Woodford’s return defies economic Darwinism

Neil Woodford, the storied UK fund manager who spectacularly crashed 16 months ago, is planning a comeback. If he’s successful in persuading investors to make him the steward of their money once again, it will defy economic Darwinism.
Woodford was forced to close his eponymous firm in October 2019 after the administrators of his flagship fund dismissed him as its manager. He’d allocated more and more funds to unlisted and smaller stocks in an effort to turn around the dismal performance of his portfolios. When too many investors demanded their money back in June 2019, he had to suspend redemptions, leaving thousands of small and institutional investors and about 3.5 billion pounds ($4.9 billion) trapped.
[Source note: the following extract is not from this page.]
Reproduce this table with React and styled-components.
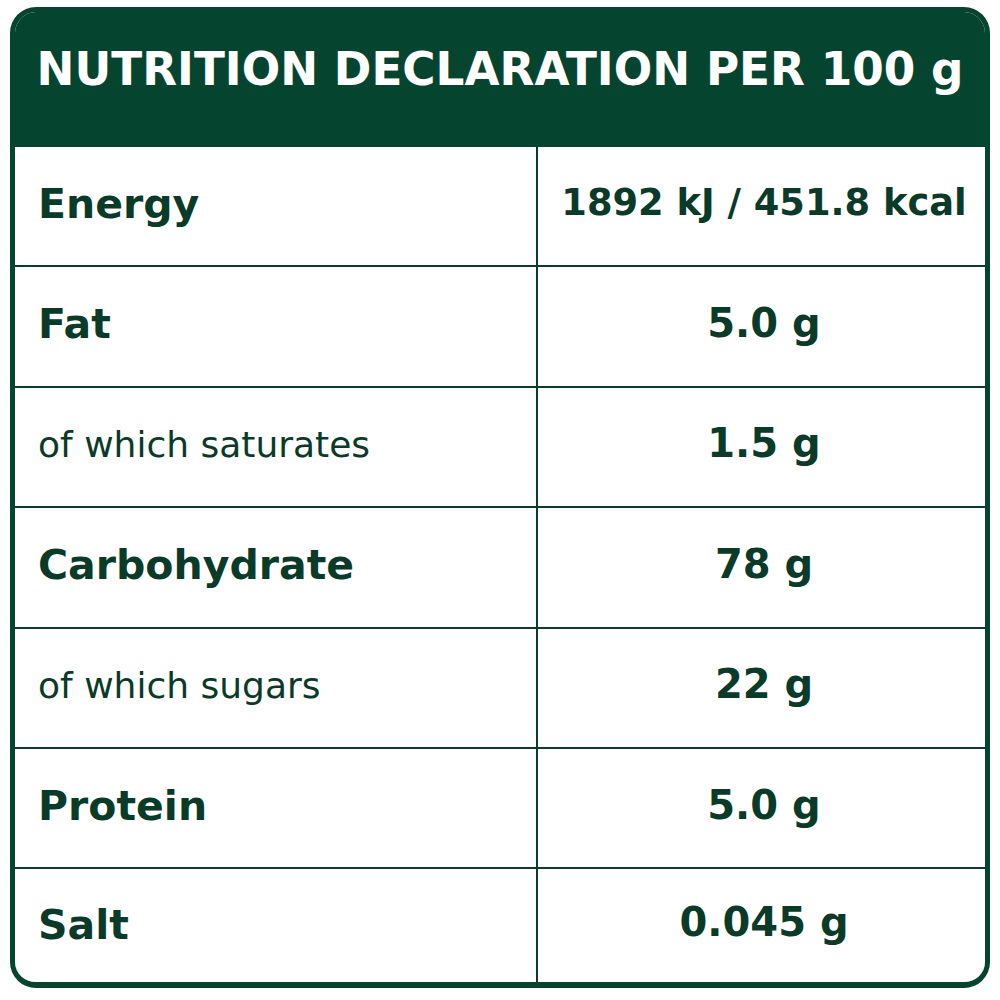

The Financial Conduct Authority is still making its ponderous inquiries into the collapse of his funds, focusing on whether Woodford played too fast and loose with the definition of what counts as a liquid investment. The FCA has said that his maneuver of listing some of his illiquid holdings in Guernsey, in an effort to avoid violating limits on hard-to-sell holdings to no more than 10% of a portfolio, may have followed the letter of European regulations though not their spirit. That suggests the rules needed to be tighter, and in the wake of Brexit, the UK regulator is free to redraft its rulebook more strictly.
In an interview with the Telegraph published over the weekend, Woodford said he was sorry for his failure to generate investment returns, but that the decision to liquidate his funds, which was “incredibly damaging to investors,” wasn’t taken by him.
Woodford may be able to bounce back by focusing on the biotech industry. Synairgen Plc, a publicly traded firm he had a stake in, has gained more than 3,000% since the start of 2020 after its Covid treatment regime showed promise. One of the private companies he previously backed, Oxford Nanopore Technologies Ltd, has raised millions of pounds from investors after developing a rapid coronavirus test last year.
So he clearly has some acumen in biotech. It won’t hurt that the industry is also favoured by the investment world’s current hottest stock picker, Cathie Wood of Ark Investment Management LLC. But Woodford’s recent history will make his new venture a hard sell.
The new fund, Woodford told the Telegraph, will cater only to institutional investors. That’s probably wise, given the damage his previous venture inflicted on retail savers. “You can imagine lots of people who have read the media about me wouldn’t want to touch me with a ten-foot disinfected bargepole,” Woodford said.
Given that his brand has taken a beating, you can’t help wondering why the new firm is called Woodford Capital Management, rather than something more generic and less tainted. If Woodford fails to attract capital, don’t be surprised if he reemerges in the not-too-distant future with the stock market’s current vehicle of choice for out-of-favor finance executives — a special purpose acquisition company, although possibly one without his name at the top of the marketing literature.